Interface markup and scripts
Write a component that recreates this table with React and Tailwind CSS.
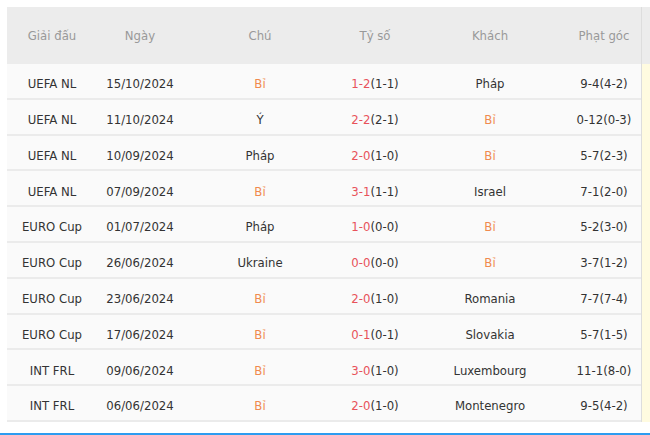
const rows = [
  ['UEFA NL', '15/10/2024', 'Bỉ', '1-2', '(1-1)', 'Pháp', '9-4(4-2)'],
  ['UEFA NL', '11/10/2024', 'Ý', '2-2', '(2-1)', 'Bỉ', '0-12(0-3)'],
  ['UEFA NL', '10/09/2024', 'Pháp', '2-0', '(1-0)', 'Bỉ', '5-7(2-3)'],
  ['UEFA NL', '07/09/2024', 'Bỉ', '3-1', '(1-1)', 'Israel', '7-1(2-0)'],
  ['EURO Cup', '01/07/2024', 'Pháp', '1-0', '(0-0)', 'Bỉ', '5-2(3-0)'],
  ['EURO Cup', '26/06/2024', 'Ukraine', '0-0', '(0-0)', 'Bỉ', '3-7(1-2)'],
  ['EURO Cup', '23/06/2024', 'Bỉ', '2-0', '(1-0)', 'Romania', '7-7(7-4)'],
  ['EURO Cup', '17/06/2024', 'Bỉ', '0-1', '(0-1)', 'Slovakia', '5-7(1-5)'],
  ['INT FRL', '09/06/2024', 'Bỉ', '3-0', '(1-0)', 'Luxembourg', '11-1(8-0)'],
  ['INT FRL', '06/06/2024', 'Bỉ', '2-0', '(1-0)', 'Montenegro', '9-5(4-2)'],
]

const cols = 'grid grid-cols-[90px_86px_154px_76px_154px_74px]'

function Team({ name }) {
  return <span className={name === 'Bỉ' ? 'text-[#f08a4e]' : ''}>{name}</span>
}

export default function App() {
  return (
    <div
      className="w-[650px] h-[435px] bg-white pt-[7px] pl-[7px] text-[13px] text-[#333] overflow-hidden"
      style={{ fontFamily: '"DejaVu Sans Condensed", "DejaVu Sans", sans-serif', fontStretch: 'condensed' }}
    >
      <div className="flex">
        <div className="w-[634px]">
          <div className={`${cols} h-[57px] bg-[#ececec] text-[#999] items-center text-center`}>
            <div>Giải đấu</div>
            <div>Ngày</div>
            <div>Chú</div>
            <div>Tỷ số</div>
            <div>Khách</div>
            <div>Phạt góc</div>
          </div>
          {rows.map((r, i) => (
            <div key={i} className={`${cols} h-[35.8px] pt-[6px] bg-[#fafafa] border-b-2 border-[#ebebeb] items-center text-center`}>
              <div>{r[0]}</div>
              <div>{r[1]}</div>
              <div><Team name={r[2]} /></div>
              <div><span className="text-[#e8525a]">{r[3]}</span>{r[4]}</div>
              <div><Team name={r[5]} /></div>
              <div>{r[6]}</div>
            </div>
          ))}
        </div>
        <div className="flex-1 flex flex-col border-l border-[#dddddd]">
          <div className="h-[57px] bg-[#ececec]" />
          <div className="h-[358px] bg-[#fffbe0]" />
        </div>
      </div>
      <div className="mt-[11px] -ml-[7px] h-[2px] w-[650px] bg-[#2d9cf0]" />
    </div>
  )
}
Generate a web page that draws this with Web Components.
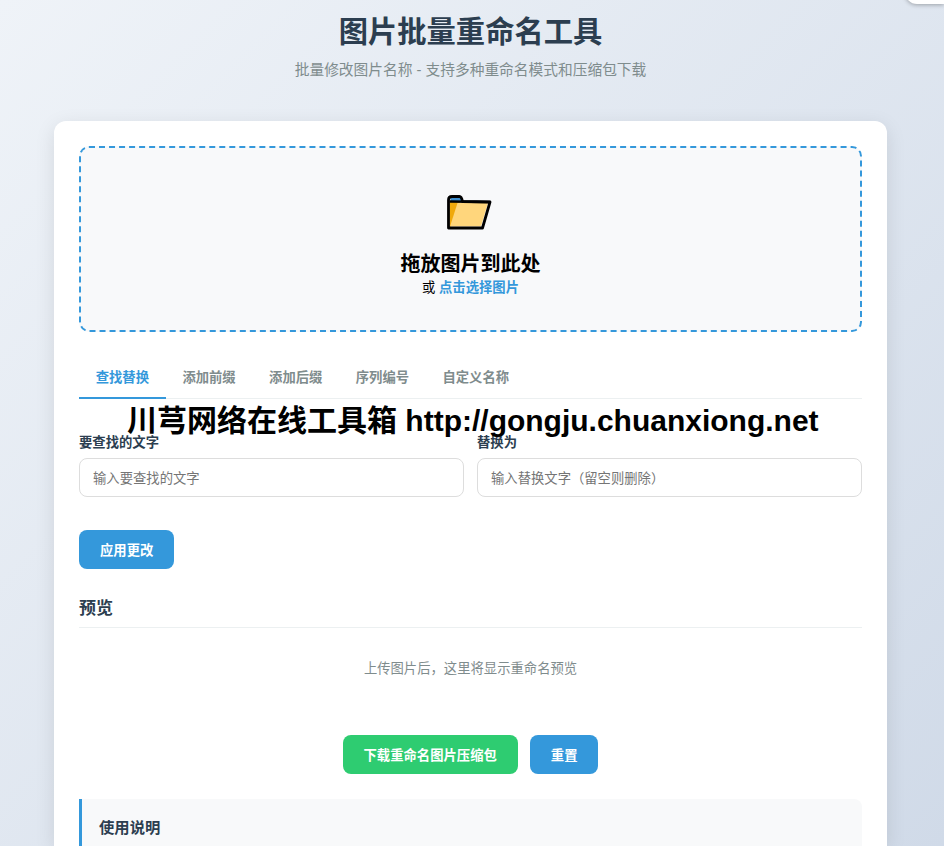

• **DIRECTIONS**:
Reproduce the material above in full and without alteration, but skip all pictures.

• **EXERCISE OUTPUT**:
Write a component that recreates this table with React and Tailwind CSS.
const rows = [
  ['UEFA NL', '15/10/2024', 'Bỉ', '1-2', '(1-1)', 'Pháp', '9-4(4-2)'],
  ['UEFA NL', '11/10/2024', 'Ý', '2-2', '(2-1)', 'Bỉ', '0-12(0-3)'],
  ['UEFA NL', '10/09/2024', 'Pháp', '2-0', '(1-0)', 'Bỉ', '5-7(2-3)'],
  ['UEFA NL', '07/09/2024', 'Bỉ', '3-1', '(1-1)', 'Israel', '7-1(2-0)'],
  ['EURO Cup', '01/07/2024', 'Pháp', '1-0', '(0-0)', 'Bỉ', '5-2(3-0)'],
  ['EURO Cup', '26/06/2024', 'Ukraine', '0-0', '(0-0)', 'Bỉ', '3-7(1-2)'],
  ['EURO Cup', '23/06/2024', 'Bỉ', '2-0', '(1-0)', 'Romania', '7-7(7-4)'],
  ['EURO Cup', '17/06/2024', 'Bỉ', '0-1', '(0-1)', 'Slovakia', '5-7(1-5)'],
  ['INT FRL', '09/06/2024', 'Bỉ', '3-0', '(1-0)', 'Luxembourg', '11-1(8-0)'],
  ['INT FRL', '06/06/2024', 'Bỉ', '2-0', '(1-0)', 'Montenegro', '9-5(4-2)'],
]

const cols = 'grid grid-cols-[90px_86px_154px_76px_154px_74px]'

function Team({ name }) {
  return <span className={name === 'Bỉ' ? 'text-[#f08a4e]' : ''}>{name}</span>
}

export default function App() {
  return (
    <div
      className="w-[650px] h-[435px] bg-white pt-[7px] pl-[7px] text-[13px] text-[#333] overflow-hidden"
      style={{ fontFamily: '"DejaVu Sans Condensed", "DejaVu Sans", sans-serif', fontStretch: 'condensed' }}
    >
      <div className="flex">
        <div className="w-[634px]">
          <div className={`${cols} h-[57px] bg-[#ececec] text-[#999] items-center text-center`}>
            <div>Giải đấu</div>
            <div>Ngày</div>
            <div>Chú</div>
            <div>Tỷ số</div>
            <div>Khách</div>
            <div>Phạt góc</div>
          </div>
          {rows.map((r, i) => (
            <div key={i} className={`${cols} h-[35.8px] pt-[6px] bg-[#fafafa] border-b-2 border-[#ebebeb] items-center text-center`}>
              <div>{r[0]}</div>
              <div>{r[1]}</div>
              <div><Team name={r[2]} /></div>
              <div><span className="text-[#e8525a]">{r[3]}</span>{r[4]}</div>
              <div><Team name={r[5]} /></div>
              <div>{r[6]}</div>
            </div>
          ))}
        </div>
        <div className="flex-1 flex flex-col border-l border-[#dddddd]">
          <div className="h-[57px] bg-[#ececec]" />
          <div className="h-[358px] bg-[#fffbe0]" />
        </div>
      </div>
      <div className="mt-[11px] -ml-[7px] h-[2px] w-[650px] bg-[#2d9cf0]" />
    </div>
  )
}
Generate a web page that draws this with Web Components.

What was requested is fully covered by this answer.